▶ **Short exercise**:
Leave out the pictures, and retype only the lines from the beginning of the material through the line that contains "import React from 'react';", including both.

▶ **Recorded information**:

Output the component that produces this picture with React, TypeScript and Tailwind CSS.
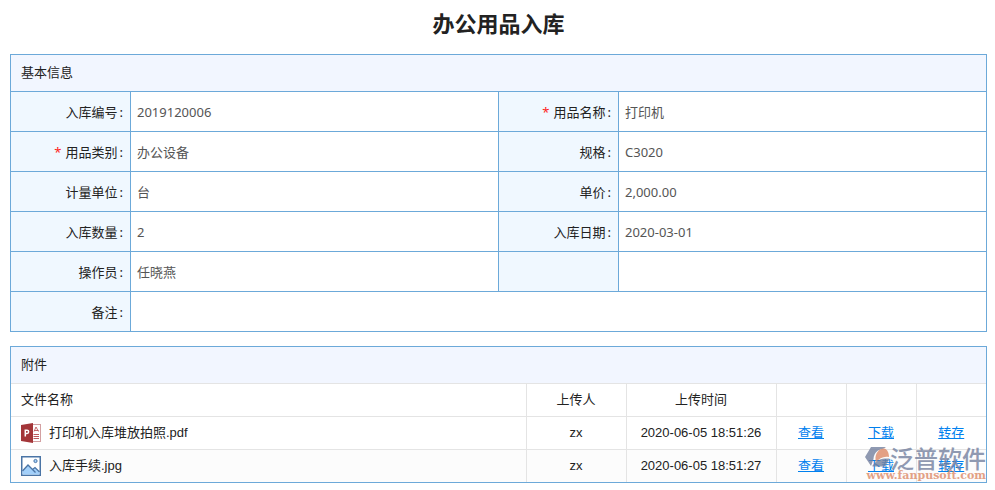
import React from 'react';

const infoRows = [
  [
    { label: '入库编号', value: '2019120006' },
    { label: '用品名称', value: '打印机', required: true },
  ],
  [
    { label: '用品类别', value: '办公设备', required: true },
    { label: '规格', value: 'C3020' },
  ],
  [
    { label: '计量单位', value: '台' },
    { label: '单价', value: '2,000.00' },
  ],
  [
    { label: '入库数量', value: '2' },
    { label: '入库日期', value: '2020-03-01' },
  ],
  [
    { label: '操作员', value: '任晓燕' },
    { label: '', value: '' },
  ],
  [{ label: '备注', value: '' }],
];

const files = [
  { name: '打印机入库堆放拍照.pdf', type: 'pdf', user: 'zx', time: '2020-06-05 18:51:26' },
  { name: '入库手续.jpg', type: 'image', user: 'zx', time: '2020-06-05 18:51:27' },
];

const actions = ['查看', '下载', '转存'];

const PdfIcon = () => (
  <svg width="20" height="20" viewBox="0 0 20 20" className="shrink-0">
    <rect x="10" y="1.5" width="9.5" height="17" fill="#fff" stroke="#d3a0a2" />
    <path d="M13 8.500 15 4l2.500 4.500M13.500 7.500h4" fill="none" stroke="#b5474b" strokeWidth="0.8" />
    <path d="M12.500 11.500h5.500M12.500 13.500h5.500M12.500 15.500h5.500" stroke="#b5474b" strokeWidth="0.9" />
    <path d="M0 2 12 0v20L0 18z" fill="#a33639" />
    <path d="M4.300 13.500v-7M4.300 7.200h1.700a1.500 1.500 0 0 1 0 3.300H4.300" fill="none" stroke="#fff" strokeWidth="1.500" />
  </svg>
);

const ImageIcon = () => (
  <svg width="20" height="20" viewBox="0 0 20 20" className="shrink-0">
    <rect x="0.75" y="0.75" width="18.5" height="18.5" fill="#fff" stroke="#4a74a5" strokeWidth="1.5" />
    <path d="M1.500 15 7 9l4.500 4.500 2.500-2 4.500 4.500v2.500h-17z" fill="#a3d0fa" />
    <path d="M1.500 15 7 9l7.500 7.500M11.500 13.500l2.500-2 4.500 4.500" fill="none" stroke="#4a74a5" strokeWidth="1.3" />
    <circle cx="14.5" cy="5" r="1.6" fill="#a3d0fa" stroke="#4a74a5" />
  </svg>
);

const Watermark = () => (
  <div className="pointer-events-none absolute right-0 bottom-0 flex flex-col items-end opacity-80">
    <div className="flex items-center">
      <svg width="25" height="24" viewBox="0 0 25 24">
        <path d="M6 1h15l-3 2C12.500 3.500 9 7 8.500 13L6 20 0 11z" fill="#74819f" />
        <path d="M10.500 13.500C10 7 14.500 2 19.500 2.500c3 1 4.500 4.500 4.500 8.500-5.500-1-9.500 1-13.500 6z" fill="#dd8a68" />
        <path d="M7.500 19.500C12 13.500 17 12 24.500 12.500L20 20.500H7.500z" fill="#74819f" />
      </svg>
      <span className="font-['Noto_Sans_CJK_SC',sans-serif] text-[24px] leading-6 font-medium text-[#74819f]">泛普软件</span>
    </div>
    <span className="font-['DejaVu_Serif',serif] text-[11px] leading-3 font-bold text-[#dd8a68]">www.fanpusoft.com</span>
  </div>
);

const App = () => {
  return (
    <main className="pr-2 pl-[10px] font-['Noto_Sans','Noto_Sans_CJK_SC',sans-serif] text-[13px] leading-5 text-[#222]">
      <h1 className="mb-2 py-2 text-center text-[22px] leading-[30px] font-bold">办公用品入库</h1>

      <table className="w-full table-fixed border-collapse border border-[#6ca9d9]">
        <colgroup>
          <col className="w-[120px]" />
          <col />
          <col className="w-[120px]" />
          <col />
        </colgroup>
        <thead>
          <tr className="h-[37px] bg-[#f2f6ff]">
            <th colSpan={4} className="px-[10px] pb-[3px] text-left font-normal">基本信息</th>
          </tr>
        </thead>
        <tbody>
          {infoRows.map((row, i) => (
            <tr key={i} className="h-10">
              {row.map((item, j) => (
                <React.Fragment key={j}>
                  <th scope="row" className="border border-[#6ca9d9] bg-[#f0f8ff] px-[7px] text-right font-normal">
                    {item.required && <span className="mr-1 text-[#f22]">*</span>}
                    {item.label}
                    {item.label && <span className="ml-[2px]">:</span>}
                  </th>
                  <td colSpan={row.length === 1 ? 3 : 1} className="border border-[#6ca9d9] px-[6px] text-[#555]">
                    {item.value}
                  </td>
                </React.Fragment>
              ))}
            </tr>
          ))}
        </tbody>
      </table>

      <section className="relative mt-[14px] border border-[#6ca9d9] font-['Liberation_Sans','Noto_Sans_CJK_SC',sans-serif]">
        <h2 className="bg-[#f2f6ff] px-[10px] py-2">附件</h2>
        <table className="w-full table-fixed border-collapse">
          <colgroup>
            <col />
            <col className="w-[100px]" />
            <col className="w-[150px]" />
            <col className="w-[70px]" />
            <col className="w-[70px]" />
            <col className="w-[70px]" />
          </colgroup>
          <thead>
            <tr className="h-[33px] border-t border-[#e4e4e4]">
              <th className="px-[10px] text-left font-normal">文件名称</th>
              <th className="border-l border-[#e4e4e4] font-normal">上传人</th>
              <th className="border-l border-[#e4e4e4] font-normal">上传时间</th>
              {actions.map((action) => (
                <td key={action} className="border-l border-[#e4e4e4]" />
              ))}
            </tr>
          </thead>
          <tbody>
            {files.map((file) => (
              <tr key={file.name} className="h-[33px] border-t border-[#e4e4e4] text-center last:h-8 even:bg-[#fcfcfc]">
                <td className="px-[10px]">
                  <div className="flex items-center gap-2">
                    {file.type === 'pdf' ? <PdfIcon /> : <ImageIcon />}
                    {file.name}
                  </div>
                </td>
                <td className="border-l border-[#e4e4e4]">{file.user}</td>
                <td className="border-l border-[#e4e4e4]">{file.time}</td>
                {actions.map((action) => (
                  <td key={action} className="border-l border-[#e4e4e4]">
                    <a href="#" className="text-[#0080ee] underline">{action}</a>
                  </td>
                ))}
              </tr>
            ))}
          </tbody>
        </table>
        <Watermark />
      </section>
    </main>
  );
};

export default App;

▶ **Worked solution**:
Output the component that produces this picture with React, TypeScript and Tailwind CSS.
import React from 'react';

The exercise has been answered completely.